My husband came back home last night and said, "You've been reading."

I said, "How observant of you. How did you know?"

He said, "You are somewhere else. You always go somewhere else."

Hmmm! I think I misjudged my husband. I was in Nebraska while he was in Memphis. I thought he wouldn't notice my absence.

Thanks for the recommendation, Zilla!! Now, I feel that I must go see the cranes!!!!

3 comments:

zilla said...

This gift has brought tears to my eyes!

I still have not so much as cracked The Echo Maker, waiting for a time when I can savor it in relative peace. The gift? You having taken the time to read it, as well as post so thoughtfully about it.

One of the many things I enjoy about Powers is that he takes "generalism" to its limits. He knows so much about so many things, seems always to be striving to know more, and somehow applies so much of what he's bothered to learn over the years into tales that not only provoke thought, but evoke emotion. He's ... like a 21st C Renaissance man. Challenging, sometimes frustrating, rarely boring; he's on my list of people I'd like to meet but hope I don't because I'd probably pass out, which would be kind of embarrassing.

Thanks for a perfect ending to an up and down day.

wisteria said...

When you get the time to read it, you won't be disappointed! This is a beautifully researched and crafted book. I suppose I'll have to read his other seven novels.
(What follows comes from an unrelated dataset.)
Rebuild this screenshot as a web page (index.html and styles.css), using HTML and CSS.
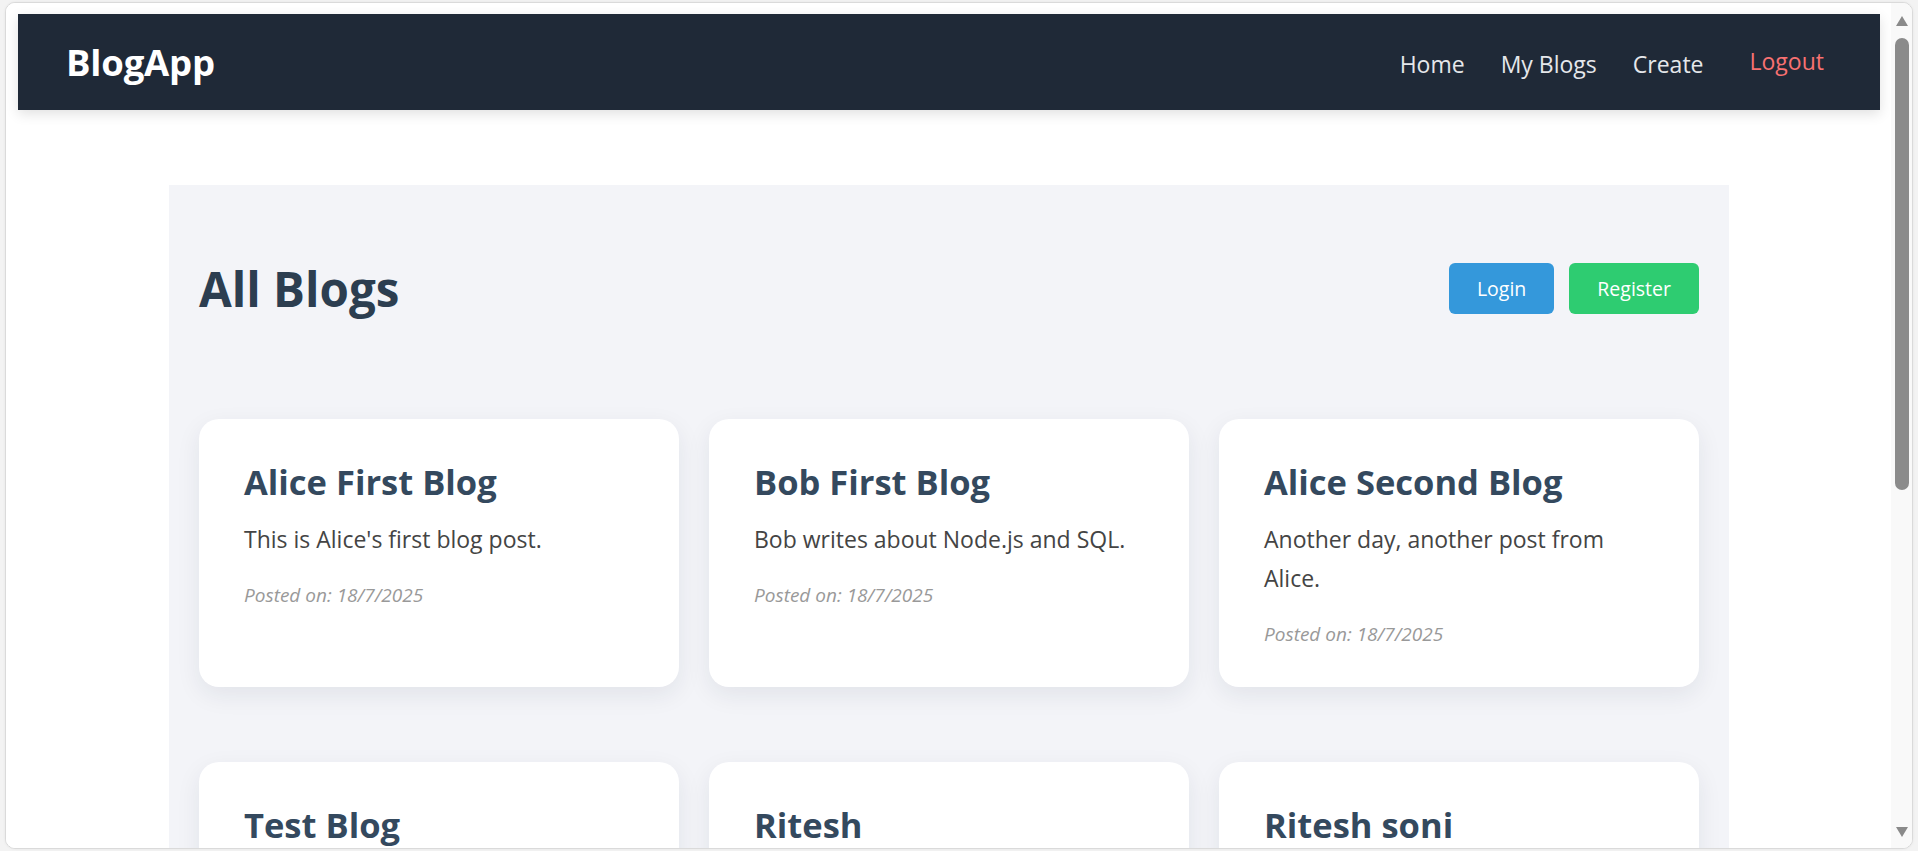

After you read it, let's talk. I always hesitate to put anything substantial about books here because I have read too many papers taken directly from internet sources. I want to be inspiring, but not so inspiring as to deny a student a chance to ruminate and create for himself.

ZILLA said...

It's over a year later, and guess what I finally read while in Montana?

Actually, I've got the final chapter to go -- that delay out of Minneapolis should have been a few minutes longer :-)

Have you read The Time of Our Singing yet? The Gold Bug Variations?